Beneath this sentence is a listing. Return its lines from the one containing "What React, TypeScript" through the last, exactly, and omit the pictures.

=== Exercise inputs ===

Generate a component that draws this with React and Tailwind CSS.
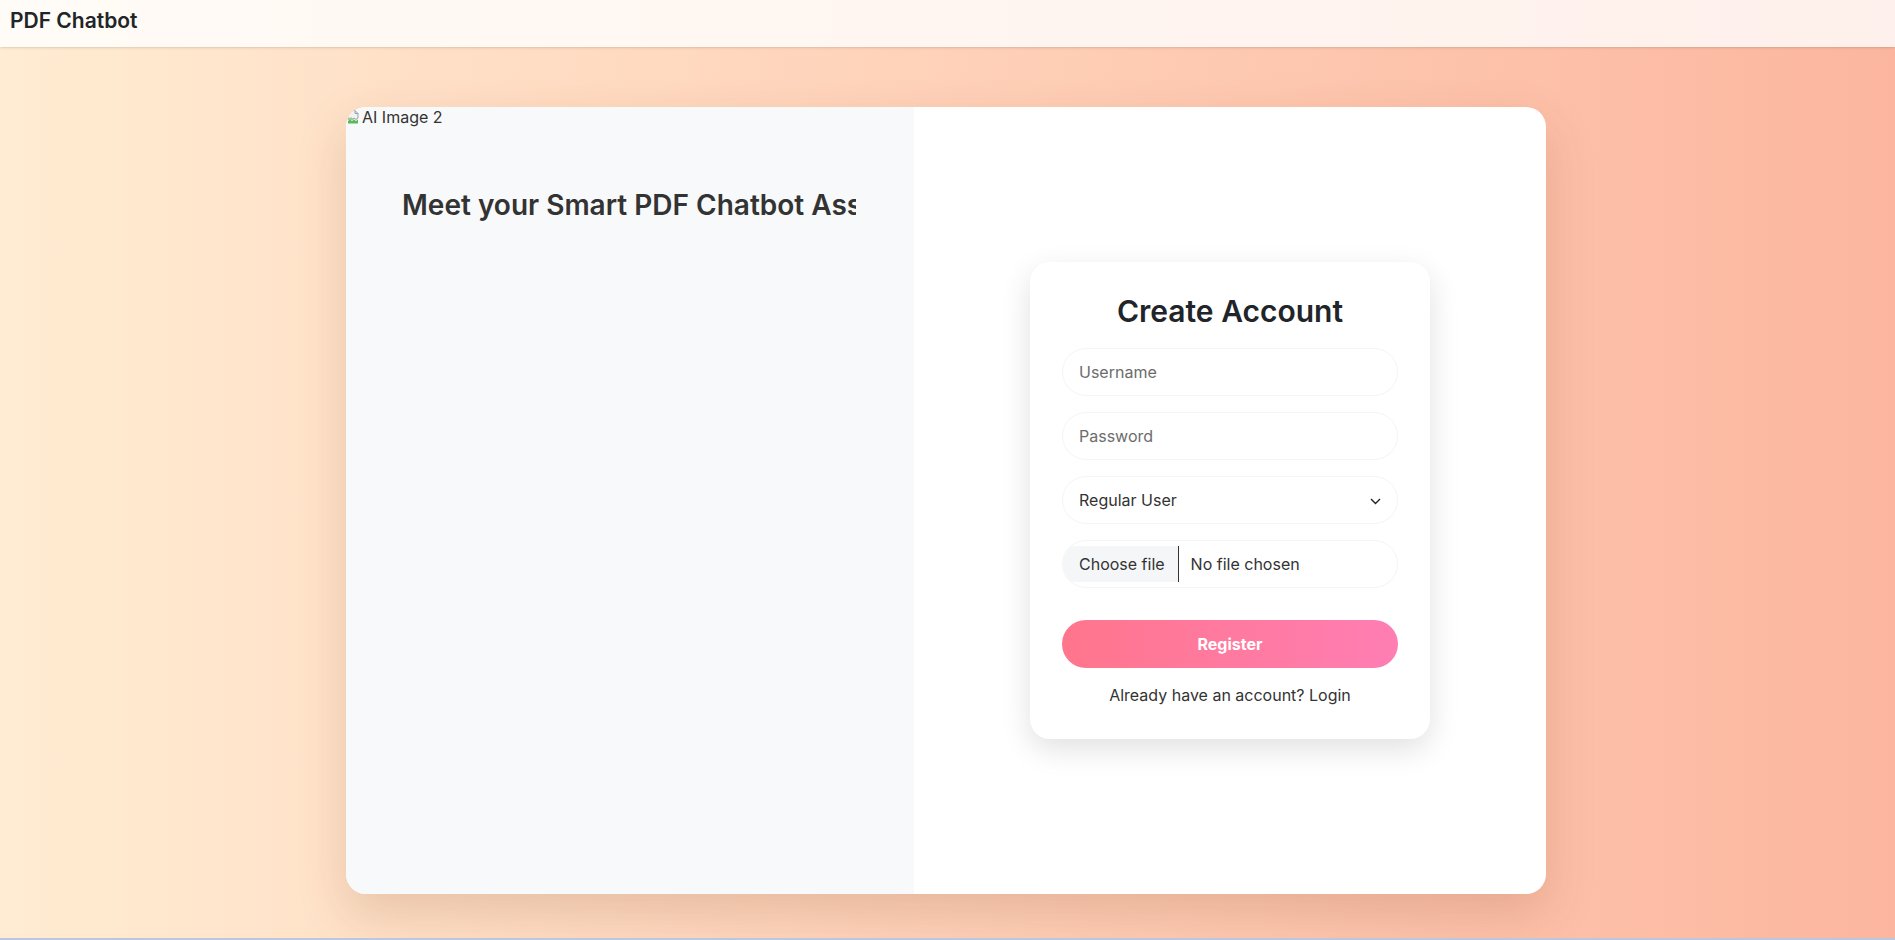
import React from "react";

const font = { fontFamily: "Inter, 'Noto Sans', sans-serif" };

function BrokenImage() {
  return (
    <svg width="16" height="16" viewBox="0 0 16 16" className="shrink-0">
      <path d="M2 1.5h7l3 3v4.5l-2 1.5-2-1.5-2 1.5-2-1.5-2 1.5z" fill="#f2f2f2" stroke="#9aa0a6" strokeWidth="1" />
      <path d="M2 14.5v-2.5l2-1.5 2 1.5 2-1.5 2 1.5 2-1.5v4z" fill="#5cb85c" />
      <path d="M2 11l3-3 3 3z" fill="#8fd08f" />
      <path d="M9 1.5v3h3" fill="none" stroke="#9aa0a6" strokeWidth="1" />
    </svg>
  );
}

function Field({ placeholder, type = "text" }) {
  return (
    <input
      type={type}
      placeholder={placeholder}
      className="w-full h-12 rounded-full border border-[#f5f5f5] bg-white px-4 text-[16px] text-[#333] placeholder:text-[#6c6c6c] outline-none"
    />
  );
}

function RegisterCard() {
  return (
    <div className="w-[400px] rounded-[20px] bg-white px-8 py-8 shadow-[0_10px_30px_rgba(0,0,0,0.12)]">
      <h2 className="text-center text-[30px] leading-[34px] font-semibold text-[#212529] mb-[20px]">
        Create Account
      </h2>
      <div className="flex flex-col gap-4">
        <Field placeholder="Username" />
        <Field placeholder="Password" type="password" />
        <div className="relative w-full h-12 rounded-full border border-[#f5f5f5] bg-white flex items-center px-4 text-[16px] text-[#333]">
          <span>Regular User</span>
          <svg width="11" height="7" viewBox="0 0 11 7" className="absolute right-[16px] top-[21px]">
            <path d="M1 1l4.5 4.5L10 1" fill="none" stroke="#222" strokeWidth="1.4" />
          </svg>
        </div>
        <div className="w-full h-12 rounded-full border border-[#f5f5f5] bg-white flex items-center text-[16px] text-[#333] overflow-hidden">
          <span className="h-9 flex items-center pl-4 pr-[13px] bg-[#f5f6f8] border-r border-[#333]">
            Choose file
          </span>
          <span className="pl-3">No file chosen</span>
        </div>
      </div>
      <button className="mt-8 w-full h-12 rounded-full bg-gradient-to-r from-[#ff758c] to-[#ff7eb3] text-white font-bold text-[16px]">
        Register
      </button>
      <p className="mt-[15px] text-center text-[16px] leading-6 text-[#333]">
        Already have an account? Login
      </p>
    </div>
  );
}

export default function App() {
  return (
    <div style={font} className="min-h-screen bg-gradient-to-r from-[#ffecd2] to-[#fcb69f]">
      <header className="h-[47px] bg-white/80 shadow-sm flex items-center px-[10px] pb-[5px]">
        <span className="text-[21px] font-semibold text-[#212529]">PDF Chatbot</span>
      </header>

      <main className="h-[891px] pt-[60px]">
        <div className="ml-[346px] w-[1200px] h-[787px] flex rounded-[20px] bg-white overflow-hidden shadow-[0_20px_50px_rgba(120,60,30,0.18)]">
          <section className="w-[568px] shrink-0 bg-[#f8f9fa] flex flex-col">
            <div className="flex items-center h-5 text-[16px] text-[#333]">
              <BrokenImage />
              <span>AI Image 2</span>
            </div>
            <div className="pl-14 pr-[58px] mt-[61px]">
              <h1 className="whitespace-nowrap overflow-hidden text-[28px] leading-[34px] font-semibold text-[#333]">
                Meet your Smart PDF Chatbot Assistant
              </h1>
            </div>
          </section>
          <section className="flex-1 flex items-center justify-center">
            <RegisterCard />
          </section>
        </div>
      </main>
      <div className="h-[2px] bg-[#bcc7dd]" />
    </div>
  );
}
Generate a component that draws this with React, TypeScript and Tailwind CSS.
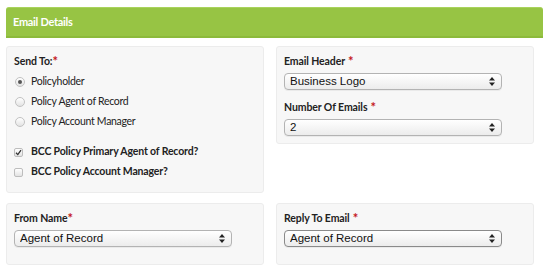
import React from "react";

const Req = ({ space }: { space?: boolean }) => (
  <span className={`text-[#c4161c] text-[13px] leading-none self-start mt-[1px] ${space ? "ml-[3px]" : ""}`}>*</span>
);

const Label = ({ text, space }: { text: string; space?: boolean }) => (
  <div className="h-[16px] flex items-center font-bold text-[10.5px] tracking-[-0.1px] text-[#222]">
    <span>{text}</span>
    <Req space={space} />
  </div>
);

const Arrows = () => (
  <svg width="6" height="9" viewBox="0 0 6 9" className="absolute right-[7px] top-[4px] pointer-events-none">
    <path d="M3 0 L6 3.5 L0 3.5 Z" fill="#222" />
    <path d="M3 9 L6 5.5 L0 5.5 Z" fill="#222" />
  </svg>
);

const Select = ({ value, dark }: { value: string; dark?: boolean }) => (
  <div className="relative w-[218px] h-[17px]">
    <select
      defaultValue={value}
      className={`block box-border appearance-none w-full h-[17px] py-0 m-0 rounded-[4px] border ${
        dark ? "border-[#8a8a8a]" : "border-[#b3b3b3]"
      } bg-gradient-to-b from-white to-[#ececec] pl-[5px] text-[11.5px] leading-[15px] text-[#111] shadow-[0_1px_0_rgba(0,0,0,0.05)]`}
      style={{ fontFamily: '"Liberation Sans", Arial, sans-serif' }}
    >
      <option>{value}</option>
    </select>
    <Arrows />
  </div>
);

const Radio = ({ checked, text }: { checked?: boolean; text: string }) => (
  <div className="h-[20px] flex items-center">
    <span className="w-[10px] h-[10px] ml-[1px] rounded-full border border-[#c2c2c2] bg-gradient-to-b from-white to-[#e3e3e3] flex items-center justify-center">
      {checked && <span className="w-[4px] h-[4px] rounded-full bg-[#555]" />}
    </span>
    <span className="ml-[6px] text-[10.5px] tracking-[-0.3px] text-[#222]">{text}</span>
  </div>
);

const Check = ({ checked, text }: { checked?: boolean; text: string }) => (
  <div className="h-[20px] flex items-center">
    <span className="w-[9px] h-[9px] rounded-[2px] border border-[#bdbdbd] bg-gradient-to-b from-white to-[#e3e3e3] flex items-center justify-center">
      {checked && (
        <svg width="7" height="7" viewBox="0 0 7 7">
          <path d="M1 3.8 L2.8 5.6 L6 1.2" stroke="#333" strokeWidth="1.3" fill="none" />
        </svg>
      )}
    </span>
    <span className="ml-[8px] font-bold text-[10.5px] tracking-[-0.15px] text-[#222]">{text}</span>
  </div>
);

const Panel = ({ children, className = "" }: { children: React.ReactNode; className?: string }) => (
  <div className={`bg-[#f7f7f7] border border-[#ececec] rounded-[3px] px-[7px] ${className}`}>{children}</div>
);

export default function App() {
  return (
    <div className="w-[550px] h-[273px] bg-white pt-[7px]" style={{ fontFamily: "Lato, 'Open Sans', sans-serif" }}>
      <div className="ml-[6px] w-[537px] h-[31px] rounded-t-[3px] bg-[#97c444] border-t border-t-[#a9d35c] border-b-2 border-b-[#8cba3b] flex items-center pl-[7px]">
        <span className="text-white font-bold text-[11px] tracking-[-0.3px]">Email Details</span>
      </div>
      <div className="ml-[6px] w-[538px] mt-[8px] grid grid-cols-2 items-start gap-y-[10px]">
        <div className="pr-[11px]">
          <Panel className="pt-[7px] pb-[10px]">
            <Label text="Send To:" />
            <div className="mt-[2px]">
              <Radio checked text="Policyholder" />
              <Radio text="Policy Agent of Record" />
              <Radio text="Policy Account Manager" />
            </div>
            <div className="mt-[10px]">
              <Check checked text="BCC Policy Primary Agent of Record?" />
              <Check text="BCC Policy Account Manager?" />
            </div>
          </Panel>
        </div>
        <div className="pl-[1px] pr-[10px]">
          <Panel className="pt-[7px] pb-[7px]">
            <Label text="Email Header" space />
            <div className="mt-[3px]">
              <Select value="Business Logo" />
            </div>
            <div className="mt-[10px]">
              <Label text="Number Of Emails" space />
            </div>
            <div className="mt-[3px]">
              <Select value="2" />
            </div>
          </Panel>
        </div>
        <div className="pr-[11px]">
          <Panel className="pt-[7px] pb-[17px]">
            <Label text="From Name" />
            <div className="mt-[3px]">
              <Select value="Agent of Record" />
            </div>
          </Panel>
        </div>
        <div className="pl-[1px] pr-[10px]">
          <Panel className="pt-[7px] pb-[17px]">
            <Label text="Reply To Email" space />
            <div className="mt-[3px]">
              <Select value="Agent of Record" dark />
            </div>
          </Panel>
        </div>
      </div>
    </div>
  );
}
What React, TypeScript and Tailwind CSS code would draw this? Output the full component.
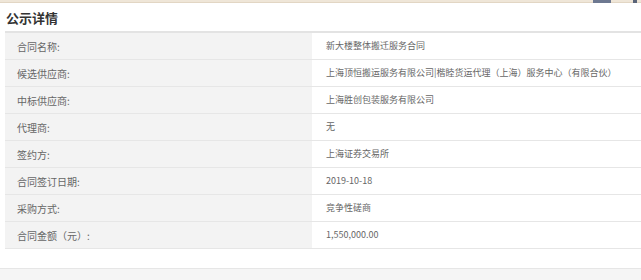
import React from "react";

const rows: [string, string][] = [
  ["合同名称:", "新大楼整体搬迁服务合同"],
  ["候选供应商:", "上海顶恒搬运服务有限公司|楷睦货运代理（上海）服务中心（有限合伙）"],
  ["中标供应商:", "上海胜创包装服务有限公司"],
  ["代理商:", "无"],
  ["签约方:", "上海证券交易所"],
  ["合同签订日期:", "2019-10-18"],
  ["采购方式:", "竞争性磋商"],
  ["合同金额（元）:", "1,550,000.00"],
];

const App: React.FC = () => {
  return (
    <div
      className="w-[641px] h-[280px] overflow-hidden bg-white flex flex-col"
      style={{ fontFamily: '"Microsoft YaHei", "Noto Sans CJK SC", "Noto Sans", sans-serif' }}
    >
      {/* top strip */}
      <div className="h-[3px] bg-[#efe6d8] border-b border-[#e2d6c4] flex shrink-0">
        <div className="ml-[593px] w-[18px] h-[3px] bg-[#6d7890]" />
        <div className="ml-[22px] w-[4px] h-[3px] bg-[#5a6478]" />
      </div>

      <h2 className="h-[28px] pl-[6px] pt-[2px] text-[13px] font-bold leading-[26px] text-[#333] shrink-0">
        公示详情
      </h2>

      <div className="ml-[5px] w-[660px] border-t-2 border-[#e3e3e3] shrink-0">
        {rows.map(([label, value]) => (
          <div key={label} className="flex h-[27px] border-b border-[#e6e6e6] text-[#666]">
            <div className="w-[307px] shrink-0 bg-[#f3f3f3] pl-[12px] flex items-center text-[10px]">{label}</div>
            <div className="flex-1 pl-[14px] flex items-center text-[9px] whitespace-nowrap">{value}</div>
          </div>
        ))}
      </div>

      <div className="mt-[19px] flex-1 bg-[#f5f5f5] border-t border-[#e6e6e6]" />
    </div>
  );
};

export default App;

===

Expected output:
What React, TypeScript and Tailwind CSS code would draw this? Output the full component.
import React from "react";

const rows: [string, string][] = [
  ["合同名称:", "新大楼整体搬迁服务合同"],
  ["候选供应商:", "上海顶恒搬运服务有限公司|楷睦货运代理（上海）服务中心（有限合伙）"],
  ["中标供应商:", "上海胜创包装服务有限公司"],
  ["代理商:", "无"],
  ["签约方:", "上海证券交易所"],
  ["合同签订日期:", "2019-10-18"],
  ["采购方式:", "竞争性磋商"],
  ["合同金额（元）:", "1,550,000.00"],
];

const App: React.FC = () => {
  return (
    <div
      className="w-[641px] h-[280px] overflow-hidden bg-white flex flex-col"
      style={{ fontFamily: '"Microsoft YaHei", "Noto Sans CJK SC", "Noto Sans", sans-serif' }}
    >
      {/* top strip */}
      <div className="h-[3px] bg-[#efe6d8] border-b border-[#e2d6c4] flex shrink-0">
        <div className="ml-[593px] w-[18px] h-[3px] bg-[#6d7890]" />
        <div className="ml-[22px] w-[4px] h-[3px] bg-[#5a6478]" />
      </div>

      <h2 className="h-[28px] pl-[6px] pt-[2px] text-[13px] font-bold leading-[26px] text-[#333] shrink-0">
        公示详情
      </h2>

      <div className="ml-[5px] w-[660px] border-t-2 border-[#e3e3e3] shrink-0">
        {rows.map(([label, value]) => (
          <div key={label} className="flex h-[27px] border-b border-[#e6e6e6] text-[#666]">
            <div className="w-[307px] shrink-0 bg-[#f3f3f3] pl-[12px] flex items-center text-[10px]">{label}</div>
            <div className="flex-1 pl-[14px] flex items-center text-[9px] whitespace-nowrap">{value}</div>
          </div>
        ))}
      </div>

      <div className="mt-[19px] flex-1 bg-[#f5f5f5] border-t border-[#e6e6e6]" />
    </div>
  );
};

export default App;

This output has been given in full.